The Wild may have the Avalanche on Full Tilt

Reading any Denver paper today, or any Avalanche-themed blog, or any Twitter account remotely connected to the team, you would learn a few things. Avalanche fans, players, and team hack journalists are pissed. Pissed because their darlings were manhandled Thursday in a way no decent NHL team should ever be.* Pissed because their team did nothing to avenge a disappointing playoff loss with even a hollow opening night defeat (hereby known as “pulling a San Jose”). Pissed because Matt Cooke hasn’t been flayed, run through a meat-grinder, and scattered around the continent while his family watches. Yes, that last sentence was harsh, but not nearly as harsh as some of the things said about Cooke on social media by folks within the Silver State since Thursday. 

Mark Kiszla, in all his hockey wisdom, wrote about it, which is sound and fury if there ever was anything. Mark Kiszla is the Matt Cooke of hockey journalism. He’s pretty dirty about things, and most intelligent people think he shouldn’t be doing it.

Patrick Roy made some comments about it, because he’s Patrick Roy and he’s kind of an idiot.

And the Minnesota Wild, have said nothing, and for good reason. They were, well, you take it Shooter:


And of course, its easy to take the high road when your player got off with just a suspension, while their guy missed the rest of the season. It’s easy take the high road when your team won the playoff series. And it is certainly easy to take the high road when your embarrassed your opponent on opening night, in a scene reminiscent of this:


(last video clip, I promise).

That is what happens. The victors move on, while the vanquished wail and treat their wounds. It’s natural, but it is not natural to take the spite for your opponent so far that you forget to game plan for actually winning the next game. That is what seems to be happening in Colorado. Through all of the vitriol over Cooke, amplified again as the teams return to Colorado, giving Pepsi Center fans a first chance to call for blood directly too Cooke’s face since “the incident,” the Avalanche aren’t really doing much to improve their dreadful play from the game Thursday. Sure, there was a little chatter in there about jumbling up lines, which is a great knee-jerk reaction after one game. And Matt Duchene yelled at everyone on his team, which should be great for team chemistry. But most of the noise coming out of the mountains has been about retribution, violence and gore, three attributes which won’t help you possess the puck, protect your own zone or score goals. None of which the Avalanche have done yet this season.

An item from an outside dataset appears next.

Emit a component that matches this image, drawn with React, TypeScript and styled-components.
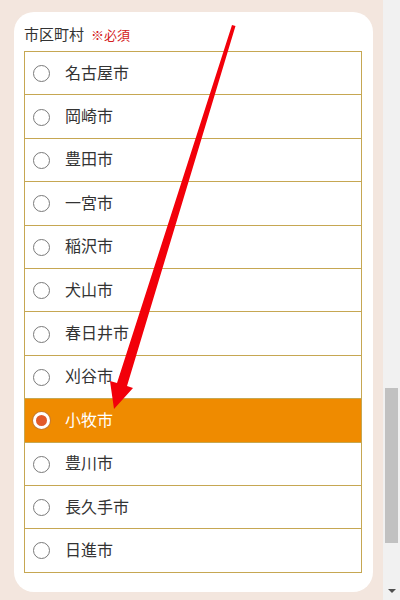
import React, { useState } from 'react';
import styled, { createGlobalStyle } from 'styled-components';

const cities = [
  '名古屋市',
  '岡崎市',
  '豊田市',
  '一宮市',
  '稲沢市',
  '犬山市',
  '春日井市',
  '刈谷市',
  '小牧市',
  '豊川市',
  '長久手市',
  '日進市',
];

const GlobalStyle = createGlobalStyle`
  html, body {
    margin: 0;
    padding: 0;
    overflow: hidden;
  }
  body {
    font-family: "Noto Sans CJK JP", "Noto Sans", sans-serif;
    background: #f3e6de;
  }
`;

function App() {
  const [selected, setSelected] = useState<string>('小牧市');

  return (
    <>
      <GlobalStyle />
      <Page>
        <Main>
          <Card>
            <Label>
              市区町村<Required>※必須</Required>
            </Label>
            <List>
              {cities.map((city) => (
                <Row
                  key={city}
                  $active={city === selected}
                  onClick={() => setSelected(city)}
                >
                  <Radio $active={city === selected} />
                  <span>{city}</span>
                </Row>
              ))}
            </List>
          </Card>
        </Main>
        <ScrollBar>
          <Thumb />
          <DownArrow />
        </ScrollBar>
        <Arrow width="400" height="600" viewBox="0 0 400 600">
          {/* 赤い矢印 */}
          <polygon
            fill="#f2000a"
            points="232,25 235.5,26 127,386 133,388 114,409 110,381 117,383"
          />
        </Arrow>
      </Page>
    </>
  );
}

export default App;

const Page = styled.div`
  position: relative;
  width: 400px;
  height: 600px;
  display: flex;
  overflow: hidden;
`;

const Main = styled.div`
  flex: 1;
  padding: 12px 10px 0 14px;
`;

const Card = styled.div`
  background: #ffffff;
  border-radius: 20px;
  height: 580px;
  box-sizing: border-box;
  padding: 11px 11px 0 10px;
`;

const Label = styled.div`
  font-size: 15px;
  line-height: 22px;
  color: #333333;
  margin-bottom: 5px;
`;

const Required = styled.span`
  font-size: 13px;
  color: #d42020;
  margin-left: 7px;
`;

const List = styled.div`
  border: 1px solid #c6a752;
  border-bottom: none;
`;

type activeProps = {
  $active: boolean;
};

const Row = styled.div<activeProps>`
  height: 43.4px;
  box-sizing: border-box;
  display: flex;
  align-items: center;
  border-bottom: 1px solid #c6a752;
  background: ${(props) => (props.$active ? '#ef8b00' : '#ffffff')};
  color: ${(props) => (props.$active ? '#ffffff' : '#333333')};
  font-size: 16px;
  padding: 0 0 3px 8px;
  cursor: pointer;
`;

const Radio = styled.span<activeProps>`
  width: 17px;
  height: 17px;
  border-radius: 50%;
  box-sizing: border-box;
  border: ${(props) =>
    props.$active ? '3.5px solid #ffffff' : '1px solid #7a7a7a'};
  background: ${(props) => (props.$active ? '#e25a2a' : '#ffffff')};
  box-shadow: ${(props) => (props.$active ? '0 0 0 1px #c77a30' : 'none')};
  margin: 4px 15px 0 0;
  flex-shrink: 0;
`;

const ScrollBar = styled.div`
  width: 17px;
  background: #f1f1f1;
  display: flex;
  flex-direction: column;
  align-items: center;
  padding-top: 388px;
  box-sizing: border-box;
`;

const Thumb = styled.div`
  width: 13px;
  height: 155px;
  background: #c1c1c1;
`;

const DownArrow = styled.div`
  margin-top: auto;
  margin-bottom: 7px;
  width: 0;
  height: 0;
  border-left: 4px solid transparent;
  border-right: 4px solid transparent;
  border-top: 4px solid #505050;
`;

const Arrow = styled.svg`
  position: absolute;
  left: 0;
  top: 0;
  pointer-events: none;
`;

What Matt Cooke to Tyson Barrie was at best grossly irresponsible, and at worst a dirty play. I’m still not sure, and I’m not sure I’ll ever be (I was not a fan of it, and he deserved a suspension, but that’s all I’ve got). But does blood-vengeance help your hockey team, which is already behind the eight ball after one game, right themselves? Will putting Mikael Granlund in traction make Avalanche fans feel better? They probably think so now, but it’s a pretty hollow feeling once the vengeance is carried out. Hockey is played by a code, after all, but that code isn’t “The Chicago Way.” 

So, if that’s the way it is going to be, so be it. The Avalanche can chase whomever they want around the ice all night. If Thursday is any indication, they won’t catch their intended target anyway, and the Wild can reap the benefits. The Avalanche may be an angry bear right now, but they lack focus, and they need that more than payback tonight. If they aren’t careful, they will end up with neither.



*Seriously, that kind of beating should have been reserved for a quarter-strength preseason roster, or the Edmonton Oilers in mid-February.